Utter terror, to be completely honest. That's my first, irrational thought. I know in my heart that I am redeemed, bought with a price, saved by grace, through faith, not by works so no man can boast. I truly, absolutely, utterly believe that. But as with my last blog post about trusting for provision, sometimes it is still scary in "real life." I hate disappointing people, I hate failing people, and my greatest fear (no matter how unrealistic it may be) is not spiders, snakes, or other creepy bugs, it's disappointing God. So my heart leaps with fear at the first thought of that, but then rationally dissects who Jesus is and how much He freely loves me, and I know that I won't hear that when I get to heaven, I know it. 


-Jesus is the ultimate authority in heaven and is worthy of praise. In what ways do you see yourself as "first" or "last"? How might you ask God to help you have the right perspective in this area? 

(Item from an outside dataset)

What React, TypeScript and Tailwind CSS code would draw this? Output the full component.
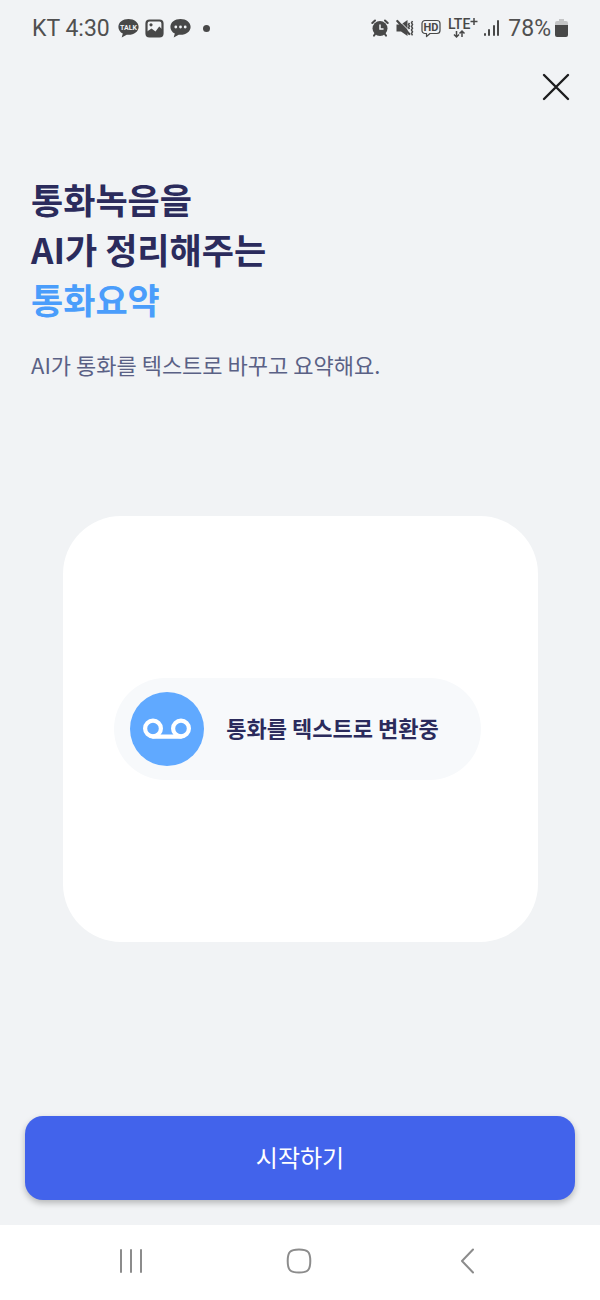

I'd like to say I think of myself as "last" all the time, but that would be a bit of a falsehood. My pride gets in the way. I'm pretty sure somewhere in the Bible it says pride is the root of all evil (correct me if I'm wrong), and that is so true in my life. So I'm praying to see myself as last, but too often I see myself as a bit closer to first. Jesus is definitely first, but I like to think I"m nearer to second than last wayyyy too often. Jesus is working on me, though :) 


-What do we understand about Jesus here?


He's still good, He's still just, He's merciful, and loving. He's a good God all the time, even if we can't quite understand how that goodness manifests itself. When it comes to who will go to heaven and who won't, it's hard, but I know God is good, and therefore everything He does must be good.